Check Your Body in for a ‘Tune-Up’ Every Night
Sleep Deprivation Can Be Hazardous to Your Health
By Cora Ciaramello
L.E., C.P.E., LMT Aesthetician
Vacations, family barbecues, fire pits and s’mores, playing ‘catch up’ with friends, longer days, shorter nights … yes, the past several months have been busy. We’ve probably neglected a thing or two: a weed here and there; fixing an annoying squeaky door, perhaps; some yard clean-up.
Hopefully, we haven’t neglected a healthy diet (considering the abundance of seasonal fruits and veggies) or, especially, neglected necessary amounts of sleep.
Sometimes life’s juggling act can result in sleep deprivation and the false assumption that we can ‘catch up’ on needed sleep during a rainy day or a lazy weekend.
Not so! Catching up on sleep is a total myth. Just one look in the mirror after a day or two of sleep deprivation and you can see the results. It shows. And there is no such miracle cure like “catching up” that will mitigate the damage.
Dr. James O’Brien, a sleep and sleep disorders specialist says that sleep is “a necessity for optimal functioning.” Adequate, regular sleep is crucial for our bodies to regenerate and repair.
Dr. Rochelle Goldberg, a sleep and critical care specialist, concurs, explaining that “During sleep, the brain catalogues the previous day’s experiences, primes memory, and triggers release of hormones regulating energy, mood, and mental acuity.
To complete its work,” Dr. Goldberg notes, “the brain needs seven to eight hours of sleep.” She adds that when a body gets less, “concentration, creativity, mood regulation and productivity all take a hit.”
The medical specialists further explain that in addition to cognitive losses like memory, sleep deprivation can also result in health problems including obesity, heart disease, hypertension and diabetes.
Shhhhhh … Body at Work
Once we understand how sleep “works” to restore our bodies during four separate stages, we can better understand how important it is.
“During the course of an eight-hour sleep period, a healthy sleeper should cycle through the various sleep stages every 90 minutes or so,” according to sleep disorder expert, Tracy R. Nasca.
“Healthy sleep is divided into four-stage cycles. As we progress through stages one and two, we become increasingly unplugged from the world until we reach the deep sleep that happens in stage three,” she writes.
“In deep sleep,” Nasca continues, “both brain and body activity drop to their lowest point during the cycle, and blood is redirected from the brain to muscles.”
The fourth and final stage is named for the rapid eye movement (REM) that is its defining characteristic. Our brains become busily active in REM sleep, too, even more so than when we are awake. Dreaming happens during this stage, she explains.
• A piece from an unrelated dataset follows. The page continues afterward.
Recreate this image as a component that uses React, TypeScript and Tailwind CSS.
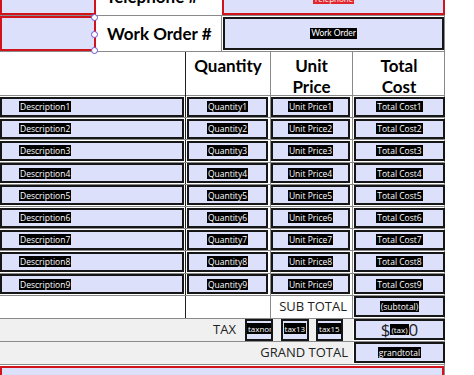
import React from "react";

const rows = [1, 2, 3, 4, 5, 6, 7, 8, 9];

function Hl({ children, className = "" }: { children: React.ReactNode; className?: string }) {
  return <span className={"bg-black text-white leading-[11px] px-px " + className}>{children}</span>;
}

function Box({ children, className = "" }: { children?: React.ReactNode; className?: string }) {
  return (
    <div className={"flex items-center border-2 border-[#161616] bg-[#dde0fb] " + className}>
      {children}
    </div>
  );
}

function Handle({ top }: { top: string }) {
  return (
    <span
      className={"absolute -right-[4px] h-[7px] w-[7px] rounded-full border border-[#6b4fd0] bg-white " + top}
    />
  );
}

export default function App() {
  return (
    <div className="h-[375px] w-[474px] overflow-hidden bg-white text-black" style={{ fontFamily: "Lato, 'Open Sans', sans-serif" }}>
      <div className="-mt-[21px] w-[445px] border-r border-[#8a8a8a]">
        {/* Telephone row */}
        <div className="grid h-[37px] grid-cols-[96px_126px_223px] border-b border-[#8a8a8a]">
          <div className="border-2 border-[#d1141c] bg-[#dde0fb]" />
          <div className="flex items-center pl-[10px] text-[17px] font-bold">Telephone #</div>
          <div className="flex items-center justify-center border-2 border-[#d1141c] bg-[#dde0fb] pt-[4px]">
            <span className="bg-[#e3262e] px-px text-[8px] leading-[10px] text-white" style={{ fontFamily: "'Open Sans', sans-serif" }}>
              Telephone
            </span>
          </div>
        </div>
        {/* Work order row */}
        <div className="grid h-[36px] grid-cols-[96px_126px_223px] border-b border-[#8a8a8a]">
          <div className="relative border-2 border-[#d1141c] bg-[#dde0fb]">
            <Handle top="-top-[4px]" />
            <Handle top="top-[13px]" />
            <Handle top="top-[29px]" />
          </div>
          <div className="flex items-center border-r border-[#8a8a8a] pl-[11px] text-[17px] font-bold">Work Order #</div>
          <div className="p-[1px]">
            <Box className="h-full justify-center">
              <Hl className="text-[8.5px]">Work Order</Hl>
            </Box>
          </div>
        </div>
      </div>

      <div className="w-[445px] border-r border-[#8a8a8a]" style={{ fontFamily: "'Open Sans', sans-serif" }}>
        {/* header */}
        <div className="grid h-[44px] grid-cols-[186px_85px_82px_92px] border-b border-[#8a8a8a] text-[17px] font-bold leading-[21px]" style={{ fontFamily: "Lato, sans-serif" }}>
          <div className="border-r border-[#222]" />
          <div className="border-r border-[#8a8a8a] pt-[3px] text-center">Quantity</div>
          <div className="border-r border-[#8a8a8a] pt-[3px] text-center">
            Unit
            <br />
            Price
          </div>
          <div className="pt-[3px] text-center">
            Total
            <br />
            Cost
          </div>
        </div>

        {/* rows */}
        {rows.map((n) => (
          <div key={n} className="grid h-[22.2px] grid-cols-[186px_85px_82px_92px] border-b border-[#8a8a8a] text-[8.5px]">
            <div className="flex items-center border-r border-[#222] pr-[1px]">
              <Box className="h-[20px] w-full pl-[17px]">
                <Hl>Description{n}</Hl>
              </Box>
            </div>
            <div className="flex items-center border-r border-[#8a8a8a] pl-[1px] pr-[2px]">
              <Box className="h-[20px] w-full justify-center">
                <Hl>Quantity{n}</Hl>
              </Box>
            </div>
            <div className="flex items-center border-r border-[#8a8a8a] pr-[2px]">
              <Box className="h-[20px] w-full justify-center">
                <Hl>Unit Price{n}</Hl>
              </Box>
            </div>
            <div className="flex items-center pl-[1px]">
              <Box className="h-[20px] w-full justify-center">
                <Hl>Total Cost{n}</Hl>
              </Box>
            </div>
          </div>
        ))}

        {/* sub total */}
        <div className="grid h-[23px] grid-cols-[186px_85px_82px_92px] border-b border-[#8a8a8a]">
          <div className="border-r border-[#222]" />
          <div className="border-r border-[#8a8a8a]" />
          <div className="flex items-center justify-end border-r border-[#8a8a8a] pr-[5px] text-[13px] text-[#222]">SUB TOTAL</div>
          <div className="flex items-center pl-[1px]">
            <Box className="h-[21px] w-full justify-center text-[8.5px]">
              <Hl>(subtotal)</Hl>
            </Box>
          </div>
        </div>

        {/* tax */}
        <div className="grid h-[23px] grid-cols-[353px_92px] border-b border-[#8a8a8a]">
          <div className="flex items-center bg-[#f0f0f0] pl-[213px] text-[13px] text-[#222]">
            <span className="mr-[9px]">TAX</span>
            <Box className="mr-[8px] h-[22px] w-[28px] items-start overflow-hidden pt-[2px] text-[8px]">
              <Hl>taxnor</Hl>
            </Box>
            <Box className="mr-[7px] h-[22px] w-[28px] items-start justify-center pt-[2px] text-[8px]">
              <Hl>tax13</Hl>
            </Box>
            <Box className="h-[22px] w-[27px] items-start justify-center pt-[2px] text-[8px]">
              <Hl>tax15</Hl>
            </Box>
          </div>
          <div className="flex items-center pl-[1px]">
            <Box className="h-[21px] w-full justify-center text-[17px] leading-none text-[#222]">
              $<Hl className="text-[8px]">(tax)</Hl>0
            </Box>
          </div>
        </div>

        {/* grand total */}
        <div className="grid h-[23px] grid-cols-[353px_92px] border-b border-[#8a8a8a]">
          <div className="flex items-center justify-end bg-[#f0f0f0] pr-[5px] text-[13px] text-[#222]">GRAND TOTAL</div>
          <div className="flex items-center pl-[1px]">
            <Box className="h-[21px] w-full justify-center text-[8.5px]">
              <Hl>grandtotal</Hl>
            </Box>
          </div>
        </div>

        {/* next field */}
        <div className="mt-[1px] h-[30px] border-2 border-[#d1141c] bg-[#dde0fb]" />
      </div>
    </div>
  );
}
In a full night’s sleep, we experience three or four such cycles. When we deprive ourselves of a full night’s sleep, we deprive our body of one or more of these vital cycles necessary for body repair and maintenance.
“Sleep is not a luxury,” notes Dr. O’Brien, “It’s a necessity for optimal functioning.”
And there is just no such thing as ‘catching’ up on a necessity.